Lake Superior habitat threatened from historic mines and high water levels

Local News

Summer 2019 dredging of the Grand Traverse Harbor in Keweenaw County. (Photo Courtesy: Credit: Michigan Department of Natural Resources)

KEWEENAW COUNTY, Mich. (WLNS) – Late season fall storms and high water levels are choking the waterway on on Lake Superior.

Heavy equipment operators are scheduled to dredge stamp sands this week that are threatening the Grand Traverse Harbor.

“Sands will be removed from the harbor and also from the beach, up to 1,000 feet north of the breakwater, to help keep the harbor open,” said Jay Parent, district supervisor of the Michigan Department of Environment, Great Lakes and Energy’s Water Resources Division in Marquette.

Over 100 years of historic copper mine tailings called stamp sands from milling sites along Lake Superior moved down the shoreline towards Buffalo Reef.

The threatened spawning habitat is important to Lake Superior whitefish and lake trout.

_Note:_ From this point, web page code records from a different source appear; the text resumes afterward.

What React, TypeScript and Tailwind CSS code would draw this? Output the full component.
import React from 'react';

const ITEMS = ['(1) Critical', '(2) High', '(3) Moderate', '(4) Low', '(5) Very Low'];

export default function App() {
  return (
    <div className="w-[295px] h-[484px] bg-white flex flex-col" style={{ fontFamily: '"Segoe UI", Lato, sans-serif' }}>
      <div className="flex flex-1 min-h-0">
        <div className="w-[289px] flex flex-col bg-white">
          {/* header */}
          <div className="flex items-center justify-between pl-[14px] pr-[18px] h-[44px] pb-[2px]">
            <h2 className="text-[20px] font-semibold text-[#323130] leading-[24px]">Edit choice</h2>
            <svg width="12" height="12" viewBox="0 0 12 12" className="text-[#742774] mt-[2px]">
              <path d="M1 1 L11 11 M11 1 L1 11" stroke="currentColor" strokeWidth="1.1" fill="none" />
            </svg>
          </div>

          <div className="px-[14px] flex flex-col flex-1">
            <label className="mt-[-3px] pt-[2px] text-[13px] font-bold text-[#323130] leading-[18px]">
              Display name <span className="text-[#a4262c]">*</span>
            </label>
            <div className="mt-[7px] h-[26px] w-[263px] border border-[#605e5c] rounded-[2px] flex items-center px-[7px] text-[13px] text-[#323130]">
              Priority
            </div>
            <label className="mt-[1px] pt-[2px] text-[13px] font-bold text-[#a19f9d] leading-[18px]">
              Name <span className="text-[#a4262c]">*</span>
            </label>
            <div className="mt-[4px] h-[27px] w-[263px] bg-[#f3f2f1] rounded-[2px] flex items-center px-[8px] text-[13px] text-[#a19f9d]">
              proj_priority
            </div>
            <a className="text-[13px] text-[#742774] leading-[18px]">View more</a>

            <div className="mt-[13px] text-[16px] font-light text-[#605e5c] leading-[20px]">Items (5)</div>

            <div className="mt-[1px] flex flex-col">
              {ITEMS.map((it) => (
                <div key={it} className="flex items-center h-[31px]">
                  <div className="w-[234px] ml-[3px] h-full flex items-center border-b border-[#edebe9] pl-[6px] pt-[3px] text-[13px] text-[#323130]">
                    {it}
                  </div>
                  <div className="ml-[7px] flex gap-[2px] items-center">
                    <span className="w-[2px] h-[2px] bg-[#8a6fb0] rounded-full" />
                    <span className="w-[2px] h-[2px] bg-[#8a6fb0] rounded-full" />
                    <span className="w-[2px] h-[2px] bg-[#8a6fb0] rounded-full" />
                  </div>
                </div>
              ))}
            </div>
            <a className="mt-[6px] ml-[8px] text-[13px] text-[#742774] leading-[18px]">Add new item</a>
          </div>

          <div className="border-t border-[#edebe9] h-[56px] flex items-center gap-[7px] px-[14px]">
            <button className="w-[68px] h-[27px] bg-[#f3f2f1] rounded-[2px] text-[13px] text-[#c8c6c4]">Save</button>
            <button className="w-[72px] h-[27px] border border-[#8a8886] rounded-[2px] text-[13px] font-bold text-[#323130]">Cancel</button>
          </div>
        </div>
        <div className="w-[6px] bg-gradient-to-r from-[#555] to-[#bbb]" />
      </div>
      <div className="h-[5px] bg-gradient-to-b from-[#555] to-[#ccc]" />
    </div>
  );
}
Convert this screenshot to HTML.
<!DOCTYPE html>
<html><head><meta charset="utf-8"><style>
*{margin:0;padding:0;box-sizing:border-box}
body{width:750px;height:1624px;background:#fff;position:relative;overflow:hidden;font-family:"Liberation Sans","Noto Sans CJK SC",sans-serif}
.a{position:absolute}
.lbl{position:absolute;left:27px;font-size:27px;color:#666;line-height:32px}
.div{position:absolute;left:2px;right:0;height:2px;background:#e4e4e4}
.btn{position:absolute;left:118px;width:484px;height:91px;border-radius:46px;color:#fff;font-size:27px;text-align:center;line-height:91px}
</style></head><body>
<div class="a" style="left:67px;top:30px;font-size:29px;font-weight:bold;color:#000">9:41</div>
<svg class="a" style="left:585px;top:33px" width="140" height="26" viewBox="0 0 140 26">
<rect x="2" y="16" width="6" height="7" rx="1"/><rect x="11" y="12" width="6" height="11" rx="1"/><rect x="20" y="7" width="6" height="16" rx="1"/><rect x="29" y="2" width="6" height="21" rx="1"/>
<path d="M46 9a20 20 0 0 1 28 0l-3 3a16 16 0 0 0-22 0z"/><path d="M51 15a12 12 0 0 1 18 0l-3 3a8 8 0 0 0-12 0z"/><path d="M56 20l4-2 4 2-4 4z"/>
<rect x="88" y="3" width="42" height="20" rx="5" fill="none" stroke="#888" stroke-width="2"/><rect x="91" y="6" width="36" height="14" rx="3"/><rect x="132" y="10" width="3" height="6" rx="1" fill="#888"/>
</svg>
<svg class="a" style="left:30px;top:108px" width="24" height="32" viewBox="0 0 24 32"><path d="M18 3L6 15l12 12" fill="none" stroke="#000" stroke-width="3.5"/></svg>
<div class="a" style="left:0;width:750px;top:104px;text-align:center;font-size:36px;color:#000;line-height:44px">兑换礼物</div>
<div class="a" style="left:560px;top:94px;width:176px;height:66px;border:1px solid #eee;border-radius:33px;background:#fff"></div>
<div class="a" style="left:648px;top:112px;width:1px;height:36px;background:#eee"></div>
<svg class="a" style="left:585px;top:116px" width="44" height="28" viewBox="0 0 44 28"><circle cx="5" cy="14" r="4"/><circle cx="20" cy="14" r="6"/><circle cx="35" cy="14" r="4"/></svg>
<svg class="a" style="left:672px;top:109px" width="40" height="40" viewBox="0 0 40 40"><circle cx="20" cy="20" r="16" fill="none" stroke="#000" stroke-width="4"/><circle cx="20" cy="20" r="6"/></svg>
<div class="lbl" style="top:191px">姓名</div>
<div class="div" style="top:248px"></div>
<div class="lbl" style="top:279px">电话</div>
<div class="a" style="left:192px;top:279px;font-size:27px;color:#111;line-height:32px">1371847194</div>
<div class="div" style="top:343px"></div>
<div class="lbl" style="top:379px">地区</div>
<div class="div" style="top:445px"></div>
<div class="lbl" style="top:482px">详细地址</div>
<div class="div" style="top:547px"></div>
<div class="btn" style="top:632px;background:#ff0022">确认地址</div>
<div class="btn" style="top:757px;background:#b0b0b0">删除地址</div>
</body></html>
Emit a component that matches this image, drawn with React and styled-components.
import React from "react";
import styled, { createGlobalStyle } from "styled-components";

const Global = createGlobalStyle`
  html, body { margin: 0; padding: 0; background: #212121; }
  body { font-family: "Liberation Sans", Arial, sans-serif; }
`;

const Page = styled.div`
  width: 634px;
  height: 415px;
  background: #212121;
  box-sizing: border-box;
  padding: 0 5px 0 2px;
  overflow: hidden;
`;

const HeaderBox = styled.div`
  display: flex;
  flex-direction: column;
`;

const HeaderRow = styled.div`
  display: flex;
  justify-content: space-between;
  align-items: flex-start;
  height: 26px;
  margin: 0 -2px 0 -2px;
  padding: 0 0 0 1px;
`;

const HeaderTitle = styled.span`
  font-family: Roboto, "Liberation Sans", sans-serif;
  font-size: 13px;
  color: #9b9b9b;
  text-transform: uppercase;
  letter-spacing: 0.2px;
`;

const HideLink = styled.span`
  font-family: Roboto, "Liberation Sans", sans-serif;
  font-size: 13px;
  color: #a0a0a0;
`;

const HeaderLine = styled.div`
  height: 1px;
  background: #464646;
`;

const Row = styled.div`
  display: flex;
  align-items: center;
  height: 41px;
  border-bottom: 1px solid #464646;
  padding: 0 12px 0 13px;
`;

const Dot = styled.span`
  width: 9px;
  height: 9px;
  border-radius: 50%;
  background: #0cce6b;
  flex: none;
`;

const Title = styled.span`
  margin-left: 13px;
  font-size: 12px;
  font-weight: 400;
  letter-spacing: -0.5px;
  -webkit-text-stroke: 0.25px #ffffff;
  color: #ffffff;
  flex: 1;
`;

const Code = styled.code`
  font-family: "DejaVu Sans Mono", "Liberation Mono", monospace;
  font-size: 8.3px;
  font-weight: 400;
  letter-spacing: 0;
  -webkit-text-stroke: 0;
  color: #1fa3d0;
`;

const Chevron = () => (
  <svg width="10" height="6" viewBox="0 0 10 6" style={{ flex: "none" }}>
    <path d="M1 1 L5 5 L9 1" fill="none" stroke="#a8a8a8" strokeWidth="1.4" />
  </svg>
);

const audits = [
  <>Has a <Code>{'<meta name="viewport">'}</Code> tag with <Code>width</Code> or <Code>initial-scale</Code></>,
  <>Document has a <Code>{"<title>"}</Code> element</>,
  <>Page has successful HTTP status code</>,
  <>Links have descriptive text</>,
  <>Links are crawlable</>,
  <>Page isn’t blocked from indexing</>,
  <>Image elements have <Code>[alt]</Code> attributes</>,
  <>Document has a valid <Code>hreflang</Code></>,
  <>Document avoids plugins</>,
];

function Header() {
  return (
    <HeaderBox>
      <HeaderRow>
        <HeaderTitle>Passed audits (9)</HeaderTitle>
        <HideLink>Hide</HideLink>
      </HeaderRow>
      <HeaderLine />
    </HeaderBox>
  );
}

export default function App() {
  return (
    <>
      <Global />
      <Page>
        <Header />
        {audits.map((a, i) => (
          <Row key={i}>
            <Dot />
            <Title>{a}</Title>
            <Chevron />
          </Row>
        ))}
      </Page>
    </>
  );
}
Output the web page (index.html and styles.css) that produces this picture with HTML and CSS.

“Anything we do now to remove stamp sands from the beach and harbor will help reduce the threat to Buffalo Reef overall,” said John Pepin, Michigan Department of Natural Resources deputy public information officer.

In addition to the dredging that took place over recent months, crews have worked to move the stamp sand pile at the original deposit site back from the shoreline.

“These efforts were undertaken to help cut-off the supply of stamp sands feeding down the lakeshore toward the harbor,” Parent said.

Crews worked last month to pull back the original deposit pile of stamp sands at Gay, Michigan from the Lake Superior shoreline.